# DATA BLOCK:
+++

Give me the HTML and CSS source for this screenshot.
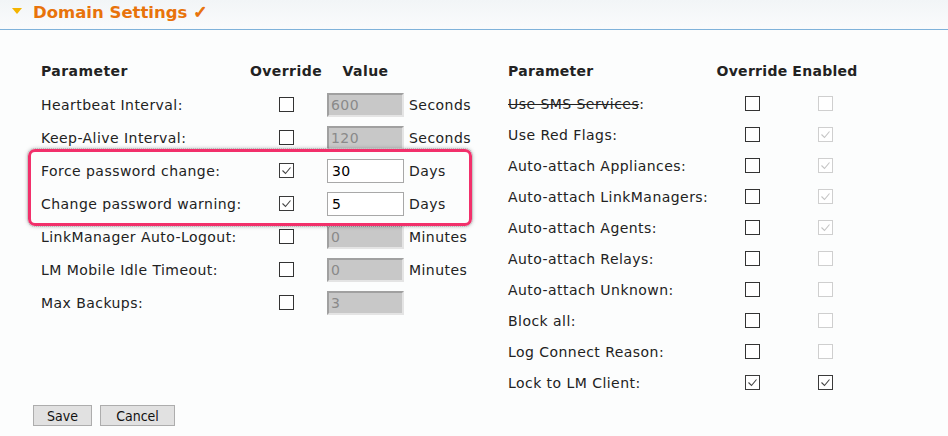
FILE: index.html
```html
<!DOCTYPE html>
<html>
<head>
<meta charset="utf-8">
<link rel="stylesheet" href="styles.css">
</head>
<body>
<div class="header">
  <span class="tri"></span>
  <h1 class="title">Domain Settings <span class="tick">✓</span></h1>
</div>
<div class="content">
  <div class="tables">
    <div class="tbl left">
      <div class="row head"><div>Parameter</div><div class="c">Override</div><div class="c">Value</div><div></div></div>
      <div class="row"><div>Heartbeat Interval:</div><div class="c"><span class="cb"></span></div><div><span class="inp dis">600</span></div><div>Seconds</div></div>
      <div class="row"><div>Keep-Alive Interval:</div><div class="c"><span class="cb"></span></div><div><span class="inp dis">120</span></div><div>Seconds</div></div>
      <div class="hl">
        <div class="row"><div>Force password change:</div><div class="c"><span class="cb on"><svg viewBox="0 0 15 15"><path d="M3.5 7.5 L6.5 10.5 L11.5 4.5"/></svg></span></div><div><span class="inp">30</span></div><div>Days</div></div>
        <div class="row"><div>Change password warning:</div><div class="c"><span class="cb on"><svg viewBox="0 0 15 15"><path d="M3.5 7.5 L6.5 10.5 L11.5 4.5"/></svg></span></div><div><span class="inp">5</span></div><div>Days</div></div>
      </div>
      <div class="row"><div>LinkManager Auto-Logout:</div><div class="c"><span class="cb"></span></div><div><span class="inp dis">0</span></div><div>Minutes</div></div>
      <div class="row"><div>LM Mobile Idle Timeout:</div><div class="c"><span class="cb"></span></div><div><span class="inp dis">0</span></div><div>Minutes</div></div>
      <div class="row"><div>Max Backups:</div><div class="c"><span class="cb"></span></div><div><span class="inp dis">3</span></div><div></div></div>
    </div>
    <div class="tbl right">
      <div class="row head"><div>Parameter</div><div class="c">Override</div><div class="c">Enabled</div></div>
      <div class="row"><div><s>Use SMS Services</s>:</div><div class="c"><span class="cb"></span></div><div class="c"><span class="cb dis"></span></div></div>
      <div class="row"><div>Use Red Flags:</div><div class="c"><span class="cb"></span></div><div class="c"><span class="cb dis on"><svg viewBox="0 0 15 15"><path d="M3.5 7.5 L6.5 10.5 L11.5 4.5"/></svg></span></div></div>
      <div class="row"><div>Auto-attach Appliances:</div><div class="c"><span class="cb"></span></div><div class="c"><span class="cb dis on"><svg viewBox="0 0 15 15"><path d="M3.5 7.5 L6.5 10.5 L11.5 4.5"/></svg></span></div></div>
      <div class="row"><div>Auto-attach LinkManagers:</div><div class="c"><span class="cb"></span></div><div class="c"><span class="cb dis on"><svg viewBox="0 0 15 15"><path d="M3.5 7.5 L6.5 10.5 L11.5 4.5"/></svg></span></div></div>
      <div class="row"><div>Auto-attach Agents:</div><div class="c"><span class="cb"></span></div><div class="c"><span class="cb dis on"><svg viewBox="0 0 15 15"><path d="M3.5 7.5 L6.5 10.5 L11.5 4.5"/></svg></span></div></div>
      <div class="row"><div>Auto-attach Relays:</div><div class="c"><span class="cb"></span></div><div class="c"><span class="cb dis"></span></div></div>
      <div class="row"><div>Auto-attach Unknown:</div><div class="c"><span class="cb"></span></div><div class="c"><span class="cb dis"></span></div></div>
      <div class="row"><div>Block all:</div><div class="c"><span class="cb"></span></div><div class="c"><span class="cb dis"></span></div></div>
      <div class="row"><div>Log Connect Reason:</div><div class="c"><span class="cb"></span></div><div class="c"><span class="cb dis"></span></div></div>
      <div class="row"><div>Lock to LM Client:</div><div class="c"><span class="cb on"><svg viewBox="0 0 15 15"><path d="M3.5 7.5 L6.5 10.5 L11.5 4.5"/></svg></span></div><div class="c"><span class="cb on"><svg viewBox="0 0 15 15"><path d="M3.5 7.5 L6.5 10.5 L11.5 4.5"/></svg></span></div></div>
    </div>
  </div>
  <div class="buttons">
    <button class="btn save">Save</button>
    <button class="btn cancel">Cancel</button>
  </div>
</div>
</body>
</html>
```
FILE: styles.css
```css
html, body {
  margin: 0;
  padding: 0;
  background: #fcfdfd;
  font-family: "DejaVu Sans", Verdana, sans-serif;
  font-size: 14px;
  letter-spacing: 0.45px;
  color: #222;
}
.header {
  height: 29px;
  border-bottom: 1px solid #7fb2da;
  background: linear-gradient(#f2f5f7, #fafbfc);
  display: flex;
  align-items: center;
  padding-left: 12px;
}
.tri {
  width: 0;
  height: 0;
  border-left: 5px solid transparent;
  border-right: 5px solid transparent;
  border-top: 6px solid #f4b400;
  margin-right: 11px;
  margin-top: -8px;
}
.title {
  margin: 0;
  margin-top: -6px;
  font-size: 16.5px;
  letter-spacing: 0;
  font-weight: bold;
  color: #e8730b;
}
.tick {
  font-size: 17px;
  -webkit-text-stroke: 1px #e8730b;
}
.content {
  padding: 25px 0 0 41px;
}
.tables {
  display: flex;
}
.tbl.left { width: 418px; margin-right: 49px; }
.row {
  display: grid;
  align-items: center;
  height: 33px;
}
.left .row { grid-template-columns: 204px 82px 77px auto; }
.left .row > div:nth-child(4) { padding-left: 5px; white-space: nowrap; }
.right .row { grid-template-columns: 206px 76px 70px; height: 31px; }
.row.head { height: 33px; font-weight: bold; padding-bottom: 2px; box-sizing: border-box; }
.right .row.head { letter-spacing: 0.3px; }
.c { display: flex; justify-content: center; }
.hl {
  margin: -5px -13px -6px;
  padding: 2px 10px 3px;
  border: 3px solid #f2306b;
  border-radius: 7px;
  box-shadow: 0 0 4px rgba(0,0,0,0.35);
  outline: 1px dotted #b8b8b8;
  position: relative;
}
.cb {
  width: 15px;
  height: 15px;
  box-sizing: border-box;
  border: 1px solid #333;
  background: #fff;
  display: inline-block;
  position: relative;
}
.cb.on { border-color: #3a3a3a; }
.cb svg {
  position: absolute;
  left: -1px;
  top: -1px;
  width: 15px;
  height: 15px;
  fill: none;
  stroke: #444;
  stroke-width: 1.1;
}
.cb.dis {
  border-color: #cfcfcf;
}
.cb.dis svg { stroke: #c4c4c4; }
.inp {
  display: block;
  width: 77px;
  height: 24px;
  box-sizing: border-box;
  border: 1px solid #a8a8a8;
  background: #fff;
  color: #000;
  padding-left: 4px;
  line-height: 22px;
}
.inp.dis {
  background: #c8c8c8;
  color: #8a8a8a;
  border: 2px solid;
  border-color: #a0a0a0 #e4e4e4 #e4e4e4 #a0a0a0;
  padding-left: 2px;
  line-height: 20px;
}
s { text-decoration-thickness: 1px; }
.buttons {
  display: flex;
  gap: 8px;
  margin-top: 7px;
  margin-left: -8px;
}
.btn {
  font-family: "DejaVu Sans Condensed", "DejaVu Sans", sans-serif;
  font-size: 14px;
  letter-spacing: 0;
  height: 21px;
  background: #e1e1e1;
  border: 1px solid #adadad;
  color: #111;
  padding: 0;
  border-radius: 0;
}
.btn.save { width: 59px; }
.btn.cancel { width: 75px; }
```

+++

# WORK INSTRUCTIONS:
Every line above should be returned exactly; the pictures stay out.

# FULL OUTPUT:
Give me the HTML and CSS source for this screenshot.
FILE: index.html
```html
<!DOCTYPE html>
<html>
<head>
<meta charset="utf-8">
<link rel="stylesheet" href="styles.css">
</head>
<body>
<div class="header">
  <span class="tri"></span>
  <h1 class="title">Domain Settings <span class="tick">✓</span></h1>
</div>
<div class="content">
  <div class="tables">
    <div class="tbl left">
      <div class="row head"><div>Parameter</div><div class="c">Override</div><div class="c">Value</div><div></div></div>
      <div class="row"><div>Heartbeat Interval:</div><div class="c"><span class="cb"></span></div><div><span class="inp dis">600</span></div><div>Seconds</div></div>
      <div class="row"><div>Keep-Alive Interval:</div><div class="c"><span class="cb"></span></div><div><span class="inp dis">120</span></div><div>Seconds</div></div>
      <div class="hl">
        <div class="row"><div>Force password change:</div><div class="c"><span class="cb on"><svg viewBox="0 0 15 15"><path d="M3.5 7.5 L6.5 10.5 L11.5 4.5"/></svg></span></div><div><span class="inp">30</span></div><div>Days</div></div>
        <div class="row"><div>Change password warning:</div><div class="c"><span class="cb on"><svg viewBox="0 0 15 15"><path d="M3.5 7.5 L6.5 10.5 L11.5 4.5"/></svg></span></div><div><span class="inp">5</span></div><div>Days</div></div>
      </div>
      <div class="row"><div>LinkManager Auto-Logout:</div><div class="c"><span class="cb"></span></div><div><span class="inp dis">0</span></div><div>Minutes</div></div>
      <div class="row"><div>LM Mobile Idle Timeout:</div><div class="c"><span class="cb"></span></div><div><span class="inp dis">0</span></div><div>Minutes</div></div>
      <div class="row"><div>Max Backups:</div><div class="c"><span class="cb"></span></div><div><span class="inp dis">3</span></div><div></div></div>
    </div>
    <div class="tbl right">
      <div class="row head"><div>Parameter</div><div class="c">Override</div><div class="c">Enabled</div></div>
      <div class="row"><div><s>Use SMS Services</s>:</div><div class="c"><span class="cb"></span></div><div class="c"><span class="cb dis"></span></div></div>
      <div class="row"><div>Use Red Flags:</div><div class="c"><span class="cb"></span></div><div class="c"><span class="cb dis on"><svg viewBox="0 0 15 15"><path d="M3.5 7.5 L6.5 10.5 L11.5 4.5"/></svg></span></div></div>
      <div class="row"><div>Auto-attach Appliances:</div><div class="c"><span class="cb"></span></div><div class="c"><span class="cb dis on"><svg viewBox="0 0 15 15"><path d="M3.5 7.5 L6.5 10.5 L11.5 4.5"/></svg></span></div></div>
      <div class="row"><div>Auto-attach LinkManagers:</div><div class="c"><span class="cb"></span></div><div class="c"><span class="cb dis on"><svg viewBox="0 0 15 15"><path d="M3.5 7.5 L6.5 10.5 L11.5 4.5"/></svg></span></div></div>
      <div class="row"><div>Auto-attach Agents:</div><div class="c"><span class="cb"></span></div><div class="c"><span class="cb dis on"><svg viewBox="0 0 15 15"><path d="M3.5 7.5 L6.5 10.5 L11.5 4.5"/></svg></span></div></div>
      <div class="row"><div>Auto-attach Relays:</div><div class="c"><span class="cb"></span></div><div class="c"><span class="cb dis"></span></div></div>
      <div class="row"><div>Auto-attach Unknown:</div><div class="c"><span class="cb"></span></div><div class="c"><span class="cb dis"></span></div></div>
      <div class="row"><div>Block all:</div><div class="c"><span class="cb"></span></div><div class="c"><span class="cb dis"></span></div></div>
      <div class="row"><div>Log Connect Reason:</div><div class="c"><span class="cb"></span></div><div class="c"><span class="cb dis"></span></div></div>
      <div class="row"><div>Lock to LM Client:</div><div class="c"><span class="cb on"><svg viewBox="0 0 15 15"><path d="M3.5 7.5 L6.5 10.5 L11.5 4.5"/></svg></span></div><div class="c"><span class="cb on"><svg viewBox="0 0 15 15"><path d="M3.5 7.5 L6.5 10.5 L11.5 4.5"/></svg></span></div></div>
    </div>
  </div>
  <div class="buttons">
    <button class="btn save">Save</button>
    <button class="btn cancel">Cancel</button>
  </div>
</div>
</body>
</html>
```
FILE: styles.css
```css
html, body {
  margin: 0;
  padding: 0;
  background: #fcfdfd;
  font-family: "DejaVu Sans", Verdana, sans-serif;
  font-size: 14px;
  letter-spacing: 0.45px;
  color: #222;
}
.header {
  height: 29px;
  border-bottom: 1px solid #7fb2da;
  background: linear-gradient(#f2f5f7, #fafbfc);
  display: flex;
  align-items: center;
  padding-left: 12px;
}
.tri {
  width: 0;
  height: 0;
  border-left: 5px solid transparent;
  border-right: 5px solid transparent;
  border-top: 6px solid #f4b400;
  margin-right: 11px;
  margin-top: -8px;
}
.title {
  margin: 0;
  margin-top: -6px;
  font-size: 16.5px;
  letter-spacing: 0;
  font-weight: bold;
  color: #e8730b;
}
.tick {
  font-size: 17px;
  -webkit-text-stroke: 1px #e8730b;
}
.content {
  padding: 25px 0 0 41px;
}
.tables {
  display: flex;
}
.tbl.left { width: 418px; margin-right: 49px; }
.row {
  display: grid;
  align-items: center;
  height: 33px;
}
.left .row { grid-template-columns: 204px 82px 77px auto; }
.left .row > div:nth-child(4) { padding-left: 5px; white-space: nowrap; }
.right .row { grid-template-columns: 206px 76px 70px; height: 31px; }
.row.head { height: 33px; font-weight: bold; padding-bottom: 2px; box-sizing: border-box; }
.right .row.head { letter-spacing: 0.3px; }
.c { display: flex; justify-content: center; }
.hl {
  margin: -5px -13px -6px;
  padding: 2px 10px 3px;
  border: 3px solid #f2306b;
  border-radius: 7px;
  box-shadow: 0 0 4px rgba(0,0,0,0.35);
  outline: 1px dotted #b8b8b8;
  position: relative;
}
.cb {
  width: 15px;
  height: 15px;
  box-sizing: border-box;
  border: 1px solid #333;
  background: #fff;
  display: inline-block;
  position: relative;
}
.cb.on { border-color: #3a3a3a; }
.cb svg {
  position: absolute;
  left: -1px;
  top: -1px;
  width: 15px;
  height: 15px;
  fill: none;
  stroke: #444;
  stroke-width: 1.1;
}
.cb.dis {
  border-color: #cfcfcf;
}
.cb.dis svg { stroke: #c4c4c4; }
.inp {
  display: block;
  width: 77px;
  height: 24px;
  box-sizing: border-box;
  border: 1px solid #a8a8a8;
  background: #fff;
  color: #000;
  padding-left: 4px;
  line-height: 22px;
}
.inp.dis {
  background: #c8c8c8;
  color: #8a8a8a;
  border: 2px solid;
  border-color: #a0a0a0 #e4e4e4 #e4e4e4 #a0a0a0;
  padding-left: 2px;
  line-height: 20px;
}
s { text-decoration-thickness: 1px; }
.buttons {
  display: flex;
  gap: 8px;
  margin-top: 7px;
  margin-left: -8px;
}
.btn {
  font-family: "DejaVu Sans Condensed", "DejaVu Sans", sans-serif;
  font-size: 14px;
  letter-spacing: 0;
  height: 21px;
  background: #e1e1e1;
  border: 1px solid #adadad;
  color: #111;
  padding: 0;
  border-radius: 0;
}
.btn.save { width: 59px; }
.btn.cancel { width: 75px; }
```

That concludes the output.